The solution is only unique given the initial conditions

$n(0,a)= f(a), \,$

which states that the initial population distribution must be given; then it will evolve according to the partial differential equation.

===Biological Computer Laboratory===
In 1958, he formed the Biological Computer Lab, studying similarities in cybernetic systems in biology and electronics.

===Macy conferences===
He was the youngest member of the core group of the Macy conferences on Cybernetics and editor of the five volumes of Cybernetics (1949–1953), a series of conference transcripts that represent important foundational conversations in the field. It was von Foerster who suggested that Wiener's coinage "Cybernetics" be applied to this conference series, which had previously been called "Circular Causal and Feedback Mechanisms in Biological and Social Systems".

===Doomsday equation===

A 1960 issue of Science magazine included an article by von Foerster and his colleagues P. M. Mora and L. W. Amiot proposing a formula representing a best fit to available historical data on world population; the authors then predicted future population growth on the basis of this formula.
The formula gave 2.7 billion as the 1960 world population and predicted that population growth would become infinite by Friday, November 13, 2026 – von Foerster's 115th birthday anniversary – a prediction that earned it the name "the Doomsday Equation."

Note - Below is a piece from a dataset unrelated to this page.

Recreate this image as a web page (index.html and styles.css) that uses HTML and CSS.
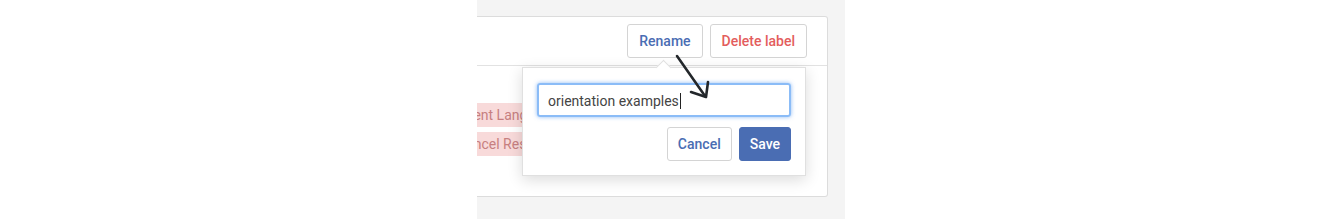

Based on population data obtained from various sources, von Foerster and his students concluded that world population growth over the centuries was faster than an exponential. In such a situation, doubling-time decreases over time. Von Foerster's tongue-in-cheek prediction of Doomsday on November 13, 2026, was based on an extrapolation into the future of doubling-time, with the finding that doubling-time would decrease to zero on that date.

Responders to his Doomsday prediction objected on the grounds of the finite human gestation time of 9 months, and the transparent fact that biological systems rarely persist in exponential growth for any substantial length of time.

==See also==

- Macy conferences
- Power law: The equation that he derived for the date calculated is one that nowadays is called a power law.
- List of dates predicted for apocalyptic events
- The Dream of Reality by Lynn Segal, 1986. A book summarizing von Foerster's constructivist epistemology.
- Malthusian growth model
- Jakob von Uexküll

==Publications==
Von Foerster authored more than 100 publications. Books, a selection:

- 1949, Cybernetics: Transactions of the Sixth Conference, (editor), Josiah Macy Jr. Foundation: New York, 220 pp.
- 2002, Understanding understanding, a volume of von Foerster's papers, published by Springer-Verlag, 2002.
- 2010, with Monika Broecker: Part of the World. Fractals of Ethics – A Drama in Three Acts. Heinz von Foerster's most extensive biography. First published in German in 2002: with Monika Broecker. Teil der Welt. Fraktale einer Ethik – ein Drama in drei Akten.

Articles, a selection:
- 1958, "Basic Concepts of Homeostasis." In: Homeostatic Mechanisms, Upton, New York, pp. 216–242, 1958.
- 1960, "Doomsday: Friday, November 13, AD 2026," with P. M. Mora und L. W. Amiot, Science 132, pp. 1291–1295, 1960.
- 1961, "A Predictive Model for Self-Organizing Systems," Part I: Cybernetica 3, pp. 258–300; Part II: Cybernetica 4, pp. 20–55, with Gordon Pask, 1961.
- 1964, "Biological Computers," with W. Ross Ashby, In: Bioastronautics, K. E. Schaefer, Macmillan Co., New York, pp. 333– 360, 1964.
- 1969, "What is Memory that it may have Hindsight and Foresight"
- 1971, "Computing in the Semantic Domain"
- 1971, "Technology. What Will It Mean to Librarians?"